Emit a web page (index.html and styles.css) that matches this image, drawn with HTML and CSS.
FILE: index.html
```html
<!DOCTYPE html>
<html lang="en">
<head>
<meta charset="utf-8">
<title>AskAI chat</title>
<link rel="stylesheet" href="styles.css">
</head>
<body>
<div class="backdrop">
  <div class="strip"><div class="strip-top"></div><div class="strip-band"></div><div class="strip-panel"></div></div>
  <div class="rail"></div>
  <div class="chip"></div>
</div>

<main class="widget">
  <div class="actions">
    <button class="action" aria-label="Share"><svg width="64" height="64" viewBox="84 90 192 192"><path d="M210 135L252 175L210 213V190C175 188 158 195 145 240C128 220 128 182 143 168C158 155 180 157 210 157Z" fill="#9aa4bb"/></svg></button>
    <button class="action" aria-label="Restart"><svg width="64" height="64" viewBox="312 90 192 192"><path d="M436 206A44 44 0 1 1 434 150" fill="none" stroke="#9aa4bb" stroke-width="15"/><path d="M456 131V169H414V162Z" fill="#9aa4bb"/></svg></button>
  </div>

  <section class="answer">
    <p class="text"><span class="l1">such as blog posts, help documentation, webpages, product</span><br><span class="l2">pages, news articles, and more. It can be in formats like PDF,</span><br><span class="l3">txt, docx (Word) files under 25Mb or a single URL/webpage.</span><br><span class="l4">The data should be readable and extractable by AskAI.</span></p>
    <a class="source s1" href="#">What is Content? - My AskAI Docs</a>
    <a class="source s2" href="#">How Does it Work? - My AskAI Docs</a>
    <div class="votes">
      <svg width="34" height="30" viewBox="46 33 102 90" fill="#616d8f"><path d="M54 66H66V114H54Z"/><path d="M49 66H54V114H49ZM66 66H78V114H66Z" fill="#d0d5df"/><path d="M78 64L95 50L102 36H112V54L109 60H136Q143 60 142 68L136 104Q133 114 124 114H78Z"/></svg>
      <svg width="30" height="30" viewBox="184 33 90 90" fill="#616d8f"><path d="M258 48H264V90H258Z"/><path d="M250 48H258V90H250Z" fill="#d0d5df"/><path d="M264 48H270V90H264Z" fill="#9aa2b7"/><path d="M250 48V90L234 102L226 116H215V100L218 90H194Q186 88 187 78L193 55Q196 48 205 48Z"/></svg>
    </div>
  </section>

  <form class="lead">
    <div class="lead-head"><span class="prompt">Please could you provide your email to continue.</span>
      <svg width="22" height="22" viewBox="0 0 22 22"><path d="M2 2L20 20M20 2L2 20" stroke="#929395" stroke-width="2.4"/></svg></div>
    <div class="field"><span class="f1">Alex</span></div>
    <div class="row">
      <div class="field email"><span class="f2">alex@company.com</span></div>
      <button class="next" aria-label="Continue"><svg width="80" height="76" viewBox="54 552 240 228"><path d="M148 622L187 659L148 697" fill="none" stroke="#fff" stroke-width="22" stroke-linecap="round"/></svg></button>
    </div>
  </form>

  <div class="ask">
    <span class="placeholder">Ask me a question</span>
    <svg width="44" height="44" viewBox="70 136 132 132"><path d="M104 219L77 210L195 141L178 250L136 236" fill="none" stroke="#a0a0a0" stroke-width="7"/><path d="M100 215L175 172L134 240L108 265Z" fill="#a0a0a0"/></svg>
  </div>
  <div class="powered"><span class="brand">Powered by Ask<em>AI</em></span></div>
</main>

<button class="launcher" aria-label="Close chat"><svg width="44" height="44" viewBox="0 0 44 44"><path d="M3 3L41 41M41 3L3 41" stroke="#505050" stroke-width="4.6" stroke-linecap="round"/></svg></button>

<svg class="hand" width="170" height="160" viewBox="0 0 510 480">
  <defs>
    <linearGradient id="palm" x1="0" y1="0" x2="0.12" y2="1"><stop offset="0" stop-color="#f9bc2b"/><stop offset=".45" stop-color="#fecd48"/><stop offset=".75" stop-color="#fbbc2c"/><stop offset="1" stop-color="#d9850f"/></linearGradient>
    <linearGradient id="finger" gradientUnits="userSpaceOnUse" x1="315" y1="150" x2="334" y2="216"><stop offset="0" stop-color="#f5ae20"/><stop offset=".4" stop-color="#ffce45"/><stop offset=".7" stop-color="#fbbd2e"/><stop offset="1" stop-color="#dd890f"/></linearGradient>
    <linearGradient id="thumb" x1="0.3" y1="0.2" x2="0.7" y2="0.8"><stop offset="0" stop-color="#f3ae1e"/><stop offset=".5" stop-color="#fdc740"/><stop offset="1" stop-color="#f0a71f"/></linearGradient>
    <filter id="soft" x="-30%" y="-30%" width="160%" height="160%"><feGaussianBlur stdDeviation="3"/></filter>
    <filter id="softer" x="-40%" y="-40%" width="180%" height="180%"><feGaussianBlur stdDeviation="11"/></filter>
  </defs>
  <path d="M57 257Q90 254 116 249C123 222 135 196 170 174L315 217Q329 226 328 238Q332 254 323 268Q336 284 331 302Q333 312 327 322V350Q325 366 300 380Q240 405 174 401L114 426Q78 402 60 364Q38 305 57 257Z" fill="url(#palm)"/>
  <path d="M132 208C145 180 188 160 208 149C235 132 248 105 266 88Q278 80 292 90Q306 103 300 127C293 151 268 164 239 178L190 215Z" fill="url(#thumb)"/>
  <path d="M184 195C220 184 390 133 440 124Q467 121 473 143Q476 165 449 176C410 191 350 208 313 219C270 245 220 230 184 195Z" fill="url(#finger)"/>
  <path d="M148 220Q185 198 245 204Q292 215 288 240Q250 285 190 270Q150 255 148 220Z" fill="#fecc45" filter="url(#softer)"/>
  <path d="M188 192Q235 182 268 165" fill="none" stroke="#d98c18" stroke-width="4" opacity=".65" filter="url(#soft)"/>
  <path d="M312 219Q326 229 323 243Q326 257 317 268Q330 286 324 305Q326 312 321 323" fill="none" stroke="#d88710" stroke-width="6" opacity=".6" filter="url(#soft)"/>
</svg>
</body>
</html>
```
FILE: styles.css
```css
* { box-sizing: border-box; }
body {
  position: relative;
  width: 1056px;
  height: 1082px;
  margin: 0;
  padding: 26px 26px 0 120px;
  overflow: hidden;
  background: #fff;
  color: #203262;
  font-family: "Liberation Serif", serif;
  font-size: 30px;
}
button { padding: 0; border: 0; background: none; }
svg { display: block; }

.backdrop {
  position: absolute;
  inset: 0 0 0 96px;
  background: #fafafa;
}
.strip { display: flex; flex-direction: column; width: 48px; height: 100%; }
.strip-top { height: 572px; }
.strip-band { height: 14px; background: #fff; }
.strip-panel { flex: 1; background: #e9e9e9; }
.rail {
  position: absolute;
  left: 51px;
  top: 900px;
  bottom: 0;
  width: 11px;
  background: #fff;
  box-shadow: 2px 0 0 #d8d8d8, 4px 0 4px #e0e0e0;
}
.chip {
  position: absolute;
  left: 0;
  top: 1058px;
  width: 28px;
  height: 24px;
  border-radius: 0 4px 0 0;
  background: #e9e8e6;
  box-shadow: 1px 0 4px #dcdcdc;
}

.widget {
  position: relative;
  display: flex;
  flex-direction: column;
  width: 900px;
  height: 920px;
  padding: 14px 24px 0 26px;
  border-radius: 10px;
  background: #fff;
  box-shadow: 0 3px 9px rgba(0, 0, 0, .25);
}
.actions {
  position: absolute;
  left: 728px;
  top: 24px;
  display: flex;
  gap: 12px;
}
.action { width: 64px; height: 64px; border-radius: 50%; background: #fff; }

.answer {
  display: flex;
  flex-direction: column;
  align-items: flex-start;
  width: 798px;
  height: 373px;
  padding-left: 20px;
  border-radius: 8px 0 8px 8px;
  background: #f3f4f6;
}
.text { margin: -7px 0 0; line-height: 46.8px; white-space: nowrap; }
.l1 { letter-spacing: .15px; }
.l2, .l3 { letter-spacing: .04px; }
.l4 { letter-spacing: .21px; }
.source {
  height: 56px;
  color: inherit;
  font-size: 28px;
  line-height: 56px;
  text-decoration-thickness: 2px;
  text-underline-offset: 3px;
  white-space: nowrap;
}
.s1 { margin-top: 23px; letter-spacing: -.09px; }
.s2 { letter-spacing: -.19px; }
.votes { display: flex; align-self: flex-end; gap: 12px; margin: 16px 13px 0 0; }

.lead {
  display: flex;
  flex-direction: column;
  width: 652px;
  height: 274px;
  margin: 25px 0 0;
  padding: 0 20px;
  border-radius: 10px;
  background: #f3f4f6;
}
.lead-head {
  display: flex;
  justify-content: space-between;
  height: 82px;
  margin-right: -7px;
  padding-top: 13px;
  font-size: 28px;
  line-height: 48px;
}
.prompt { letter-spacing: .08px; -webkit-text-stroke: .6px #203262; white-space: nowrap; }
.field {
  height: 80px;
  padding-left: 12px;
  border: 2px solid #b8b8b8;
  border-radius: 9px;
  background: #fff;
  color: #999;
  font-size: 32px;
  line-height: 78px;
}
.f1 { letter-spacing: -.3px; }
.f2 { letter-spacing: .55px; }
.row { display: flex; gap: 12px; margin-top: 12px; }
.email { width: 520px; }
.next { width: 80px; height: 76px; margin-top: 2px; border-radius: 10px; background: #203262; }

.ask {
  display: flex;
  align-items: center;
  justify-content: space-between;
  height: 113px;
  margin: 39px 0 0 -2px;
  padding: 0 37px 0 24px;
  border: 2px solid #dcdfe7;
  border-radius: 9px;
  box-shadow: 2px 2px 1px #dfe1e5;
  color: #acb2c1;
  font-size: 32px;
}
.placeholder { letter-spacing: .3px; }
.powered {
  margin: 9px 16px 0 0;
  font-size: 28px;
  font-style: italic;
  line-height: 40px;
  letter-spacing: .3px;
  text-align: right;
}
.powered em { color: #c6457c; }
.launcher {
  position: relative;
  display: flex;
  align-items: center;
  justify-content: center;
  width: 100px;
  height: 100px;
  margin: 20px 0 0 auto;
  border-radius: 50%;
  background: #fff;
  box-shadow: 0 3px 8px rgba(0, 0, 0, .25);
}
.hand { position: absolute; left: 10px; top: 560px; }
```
--
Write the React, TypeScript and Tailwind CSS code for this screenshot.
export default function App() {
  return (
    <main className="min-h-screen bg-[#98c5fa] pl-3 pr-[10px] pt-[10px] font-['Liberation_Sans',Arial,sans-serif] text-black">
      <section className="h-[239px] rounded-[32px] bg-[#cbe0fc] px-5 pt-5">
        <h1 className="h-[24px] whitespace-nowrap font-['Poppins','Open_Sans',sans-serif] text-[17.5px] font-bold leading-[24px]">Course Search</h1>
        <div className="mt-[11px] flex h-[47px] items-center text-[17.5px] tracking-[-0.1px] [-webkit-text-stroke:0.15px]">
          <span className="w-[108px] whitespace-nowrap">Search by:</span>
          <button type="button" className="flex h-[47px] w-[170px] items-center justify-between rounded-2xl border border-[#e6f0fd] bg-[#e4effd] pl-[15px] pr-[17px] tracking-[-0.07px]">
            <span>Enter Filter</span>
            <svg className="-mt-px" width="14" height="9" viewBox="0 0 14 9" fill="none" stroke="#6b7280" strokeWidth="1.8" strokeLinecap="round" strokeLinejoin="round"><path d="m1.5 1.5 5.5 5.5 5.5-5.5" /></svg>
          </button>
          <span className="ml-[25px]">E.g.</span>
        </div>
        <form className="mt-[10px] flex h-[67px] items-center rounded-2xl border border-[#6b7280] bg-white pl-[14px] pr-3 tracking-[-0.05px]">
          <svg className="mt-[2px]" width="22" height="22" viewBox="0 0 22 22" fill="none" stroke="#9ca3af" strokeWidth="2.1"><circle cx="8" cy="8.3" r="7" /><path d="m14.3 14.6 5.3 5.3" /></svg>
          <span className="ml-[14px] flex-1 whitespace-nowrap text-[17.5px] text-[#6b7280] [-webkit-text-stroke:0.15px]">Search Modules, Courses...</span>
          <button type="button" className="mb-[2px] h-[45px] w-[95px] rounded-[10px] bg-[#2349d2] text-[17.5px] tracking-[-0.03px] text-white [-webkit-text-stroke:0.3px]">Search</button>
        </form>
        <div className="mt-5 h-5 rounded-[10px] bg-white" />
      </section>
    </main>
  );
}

Given task:
Say how many lines in the records contain the string "this", and say nothing else.

Answer:
2